Soyadlarınızdan birkaç örnek verebilir misiniz?

Tabi ki, niye olmasın. Zaten topu topu altı aile var. 1917’de 146 kişinin kaldığınızdan söz ettim. Aile başı 20 kişi düşüyor. Pek çok aile yok oldu. Şu anda mevcut aileler Yehoshua, Sadaka, Marhiv, Sasoni, Altiv ve Kohen.

Neil Sadaka adlı bir şarkıcı var. Türkiye kökenli.
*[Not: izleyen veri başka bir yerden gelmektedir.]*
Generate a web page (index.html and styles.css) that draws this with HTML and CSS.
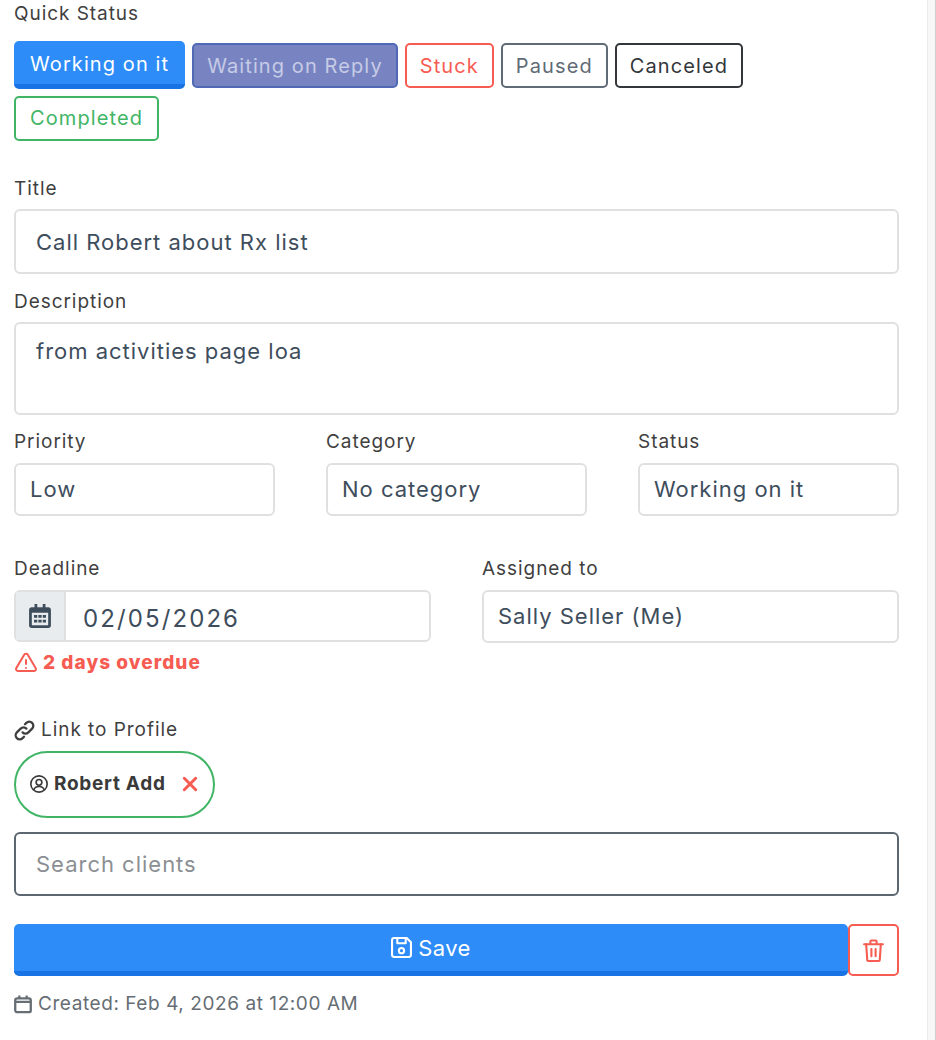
FILE: index.html
```html
<!DOCTYPE html>
<html lang="en">
<head>
    <meta charset="UTF-8">
    <meta name="viewport" content="width=device-width, initial-scale=1.0">
    <title>Edit task</title>
    <link rel="stylesheet" href="styles.css">
</head>
<body>
    <div class="page">
        <form class="task-form">
            <div class="label label-top">Quick Status</div>
            <div class="quick-status">
                <button type="button" class="btn btn-active">Working on it</button>
                <button type="button" class="btn btn-waiting">Waiting on Reply</button>
                <button type="button" class="btn btn-stuck">Stuck</button>
                <button type="button" class="btn btn-paused">Paused</button>
                <button type="button" class="btn btn-canceled">Canceled</button>
                <button type="button" class="btn btn-completed">Completed</button>
            </div>

            <label class="label label-title">Title</label>
            <input class="field field-title" type="text" value="Call Robert about Rx list">

            <label class="label label-desc">Description</label>
            <textarea class="field field-desc">from activities page loa</textarea>

            <div class="row-three">
                <div>
                    <label class="label">Priority</label>
                    <div class="field field-small">Low</div>
                </div>
                <div>
                    <label class="label">Category</label>
                    <div class="field field-small">No category</div>
                </div>
                <div>
                    <label class="label">Status</label>
                    <div class="field field-small">Working on it</div>
                </div>
            </div>

            <div class="row-two">
                <div>
                    <label class="label">Deadline</label>
                    <div class="input-group">
                        <span class="input-addon">
                            <svg class="icon-calendar" viewBox="2 1 20 22" fill="currentColor">
                                <path d="M7 1h2.500v3h5V1H17v3h2.500A2.500 2.500 0 0 1 22 6.500v14a2.500 2.500 0 0 1-2.500 2.500h-15A2.500 2.500 0 0 1 2 20.500v-14A2.500 2.500 0 0 1 4.500 4H7z"/>
                                <path fill="#e9ecef" d="M4.500 9h15v11.500h-15z"/>
                                <path d="M6.500 11h3v2.500h-3zM10.500 11h3v2.500h-3zM14.500 11h3v2.500h-3zM6.500 15.500h3V18h-3zM10.500 15.500h3V18h-3zM14.500 15.500h3V18h-3z"/>
                            </svg>
                        </span>
                        <span class="date-value">02/05/2026</span>
                    </div>
                    <div class="overdue">
                        <svg class="icon-warn" viewBox="0 0 24 24" fill="none" stroke="currentColor" stroke-width="2" stroke-linecap="round" stroke-linejoin="round">
                            <path d="M12 9v4M12 17h.01"/>
                            <path d="M10.360 3.600l-8.100 13.530a1.910 1.910 0 0 0 1.640 2.870h16.200a1.910 1.910 0 0 0 1.640-2.870l-8.100-13.530a1.910 1.910 0 0 0-3.280 0z"/>
                        </svg>
                        <span>2 days overdue</span>
                    </div>
                </div>
                <div>
                    <label class="label">Assigned to</label>
                    <div class="field field-small">Sally Seller (Me)</div>
                </div>
            </div>

            <label class="label label-link">
                <svg class="icon-link" viewBox="1 1 22 22" fill="none" stroke="currentColor" stroke-width="2.400" stroke-linecap="round" stroke-linejoin="round">
                    <path d="M10 14a4.200 4.200 0 0 0 6 0l4-4a4.200 4.200 0 0 0-6-6l-1.500 1.500"/>
                    <path d="M14 10a4.200 4.200 0 0 0-6 0l-4 4a4.200 4.200 0 0 0 6 6l1.500-1.500"/>
                </svg>
                Link to Profile
            </label>
            <div class="chip">
                <svg class="icon-user" viewBox="1 1 22 22" fill="none" stroke="currentColor" stroke-width="2">
                    <circle cx="12" cy="12" r="10"/>
                    <circle cx="12" cy="10" r="3.500"/>
                    <path d="M5.500 19.500c1-3.500 3.500-4.500 6.500-4.500s5.500 1 6.500 4.500"/>
                </svg>
                <span class="chip-name">Robert Add</span>
                <svg class="icon-x" viewBox="0 0 14 14" fill="none" stroke="currentColor" stroke-width="2.600" stroke-linecap="round">
                    <path d="M2 2l10 10M12 2L2 12"/>
                </svg>
            </div>
            <input class="field field-search" type="text" placeholder="Search clients">

            <div class="actions">
                <button type="button" class="btn-save">
                    <svg class="icon-save" viewBox="2 2 20 20" fill="none" stroke="currentColor" stroke-width="2" stroke-linejoin="round">
                        <path d="M5 3h12l4 4v12a2 2 0 0 1-2 2H5a2 2 0 0 1-2-2V5a2 2 0 0 1 2-2z"/>
                        <path d="M8 3v5h8V3"/>
                        <circle cx="12" cy="15" r="2.500"/>
                    </svg>
                    Save
                </button>
                <button type="button" class="btn-delete">
                    <svg class="icon-trash" viewBox="2 1 20 22" fill="none" stroke="currentColor" stroke-width="2" stroke-linecap="round" stroke-linejoin="round">
                        <path d="M3 6h18M9 6V3.500a1 1 0 0 1 1-1h4a1 1 0 0 1 1 1V6"/>
                        <path d="M5 6l1 15a1 1 0 0 0 1 1h10a1 1 0 0 0 1-1l1-15"/>
                        <path d="M10 10.500v7M14 10.500v7"/>
                    </svg>
                </button>
            </div>

            <div class="created">
                <svg class="icon-created" viewBox="1 1 22 22" fill="none" stroke="currentColor" stroke-width="2.800" stroke-linejoin="round">
                    <rect x="2.500" y="5" width="19" height="17" rx="2.500"/>
                    <path d="M7.500 1.500v4M16.500 1.500v4M2.500 9.500h19"/>
                </svg>
                Created: Feb 4, 2026 at 12:00 AM
            </div>
        </form>
        <div class="scroll-track"></div>
    </div>
</body>
</html>
```

FILE: styles.css
```css
* {
    margin: 0;
    padding: 0;
    box-sizing: border-box;
}

html, body {
    height: 1040px;
    overflow: hidden;
}

body {
    font-family: Inter, 'Open Sans', sans-serif;
    letter-spacing: 0.045em;
    background: white;
    color: #3a3a3a;
}

.page {
    display: flex;
    height: 1040px;
}

.task-form {
    flex: 1;
    padding: 0 28px 0 14px;
}

.scroll-track {
    width: 9px;
    background: #f7f7f7;
    border-left: 1px solid #ececec;
    border-right: 1px solid #d0d0d0;
}

.label {
    display: block;
    padding-top: 2px;
    font-size: 19px;
    line-height: 24px;
    color: #3f3f3f;
    letter-spacing: 0.05em;
}

.label-top {
    margin-bottom: 15px;
}

/* quick status buttons */
.quick-status {
    display: flex;
    flex-wrap: wrap;
    align-items: flex-start;
    gap: 7px;
    max-width: 780px;
}

.btn {
    height: 45px;
    margin-top: 2px;
    padding: 0 13px;
    font-family: inherit;
    font-size: 20px;
    letter-spacing: 0.055em;
    background: white;
    border: 2px solid;
    border-radius: 5px;
}

.btn-active {
    height: 48px;
    margin-top: 0;
    padding: 2px 16px 0;
    color: white;
    background: #2d8cf8;
    border: none;
    border-bottom: 5px solid #1a73e4;
}

.btn-waiting {
    color: #c6cbe6;
    background: #7884c2;
    border-color: #5068b5;
}

.btn-stuck {
    color: #f65c52;
    border-color: #f65c52;
}

.btn-paused {
    color: #5f6b76;
    border-color: #5f6b76;
}

.btn-canceled {
    color: #33373b;
    border-color: #33373b;
}

.btn-completed {
    margin-top: 0;
    padding: 0 14px 2px;
    color: #41b565;
    border-color: #41b565;
}

/* fields */
.field {
    display: block;
    width: 100%;
    font-family: inherit;
    letter-spacing: 0.045em;
    color: #3e4d5c;
    background: white;
    border: 2px solid #e0e0e0;
    border-radius: 6px;
    outline: none;
}

.label-title {
    margin-top: 34px;
    margin-bottom: 8px;
}

.field-title {
    height: 65px;
    padding: 0 20px;
    font-size: 22px;
}

.label-desc {
    margin-top: 14px;
    margin-bottom: 8px;
}

.field-desc {
    height: 93px;
    padding: 12px 20px;
    font-size: 22px;
    line-height: 30px;
    resize: none;
}

.field-small {
    height: 53px;
    padding: 0 14px;
    font-size: 22px;
    line-height: 49px;
}

.row-three {
    display: grid;
    grid-template-columns: repeat(3, 261px);
    justify-content: space-between;
    margin-top: 13px;
}

.row-three .label,
.row-two .label {
    margin-bottom: 9px;
}

.row-two {
    display: grid;
    grid-template-columns: repeat(2, 417px);
    justify-content: space-between;
    margin-top: 39px;
}

.input-group {
    display: flex;
    height: 52px;
    border: 2px solid #e0e0e0;
    border-radius: 6px;
}

.input-addon {
    display: flex;
    align-items: center;
    justify-content: center;
    width: 50px;
    color: #3e4d5c;
    background: #e9ecef;
    border-right: 2px solid #e0e0e0;
}

.icon-calendar {
    width: 22px;
    height: 24px;
}

.date-value {
    padding-left: 17px;
    font-size: 24px;
    line-height: 53px;
    color: #3e4d5c;
    letter-spacing: 2.1px;
}

.overdue {
    display: flex;
    align-items: center;
    gap: 5px;
    margin-top: 9px;
    font-size: 19px;
    font-weight: 800;
    line-height: 24px;
    letter-spacing: 0.055em;
    color: #f65c52;
}

.icon-warn {
    width: 24px;
    height: 24px;
}

.label-link {
    display: flex;
    align-items: center;
    gap: 6px;
    margin-top: 41px;
    margin-bottom: 9px;
}

.icon-link {
    width: 21px;
    height: 21px;
}

.chip {
    display: inline-flex;
    align-items: center;
    height: 67px;
    padding: 0 15px 2px 14px;
    border: 2px solid #41b565;
    border-radius: 34px;
    vertical-align: top;
}

.icon-user {
    width: 18px;
    height: 18px;
    margin-right: 6px;
}

.chip-name {
    font-size: 19px;
    font-weight: 700;
    margin-right: 16px;
}

.icon-x {
    width: 16px;
    height: 16px;
    color: #f65c52;
}

.field-search {
    height: 64px;
    margin-top: 14px;
    padding: 0 20px;
    font-size: 22px;
    border-color: #5b6671;
}

.field-search::placeholder {
    color: #8b8f93;
}

/* save row */
.actions {
    display: flex;
    margin-top: 28px;
}

.btn-save {
    flex: 1;
    display: flex;
    align-items: center;
    justify-content: center;
    gap: 6px;
    height: 52px;
    font-family: inherit;
    font-size: 22px;
    letter-spacing: 0.02em;
    color: white;
    background: #2d8cf8;
    border: none;
    border-bottom: 5px solid #1a73e4;
    border-radius: 5px;
}

.icon-save {
    width: 21px;
    height: 21px;
}

.btn-delete {
    display: flex;
    align-items: center;
    justify-content: center;
    width: 51px;
    height: 52px;
    color: #f65c52;
    background: white;
    border: 2px solid #f65c52;
    border-radius: 5px;
}

.icon-trash {
    width: 21px;
    height: 23px;
}

.created {
    display: flex;
    align-items: center;
    gap: 6px;
    margin-top: 15px;
    font-size: 19px;
    line-height: 26px;
    letter-spacing: 0.03em;
    color: #666d74;
}

.icon-created {
    width: 18px;
    height: 20px;
}
```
Açıklayayım. Altiv Arap kökenli bir soyadı, İltef’den geliyor. Tarih boyunca Şomronlar hep ülkelerinden sürüldüler. Bunlar Mısır, Suriye, Osmanlı gibi ülkelere göç ettiler. Sadaka da Suriye’de Sada oldu, Osmanlı’da aynı soyadı korunmuş olabilir.

Ben bu söyleşiden bugüne kadar inandığım ve doğruluğundan emin olduğum konularda kafamda en ufak bir “acaba”ya kapılmaksızın, ancak oldukça etkilenmiş olarak ayrıldığımı itiraf etmeliyim.

Söyleşiden aldığım notlar:

Şabat sabaha karşı saat üçte sinagoga duaya gideriz. Geçmişte inançlarımıza karşı olanların saldırılarına hedef olmamak için dua ettiğimizin görülmesini istemedik ve bunu sessizce yaptık. Bu gelenek günümüzde de devam ediyor.”

Şomronlarda, herkes, istisnasız Şabat’a bakar. Işık yakılmaz, arabaya binilmez, telefonda konuşulmaz, sigara içilmez, televizyon seyredilmez, buzdolabı kullanılmaz. Kendi elimizde hazırlamadığımız hiçbir şeyi yemeyiz. Şomronların kesmediği et de bizim için kaşer değildir.”

Şomronlarda mevcut bütün bayramlar Yahudiler tarafından da kutlanır, tarihler arasında ufak farklılıklar olsa da… Ancak Yahudilerin kutladıkları bütün bayramlar Şomronlarda mevcut değildir.”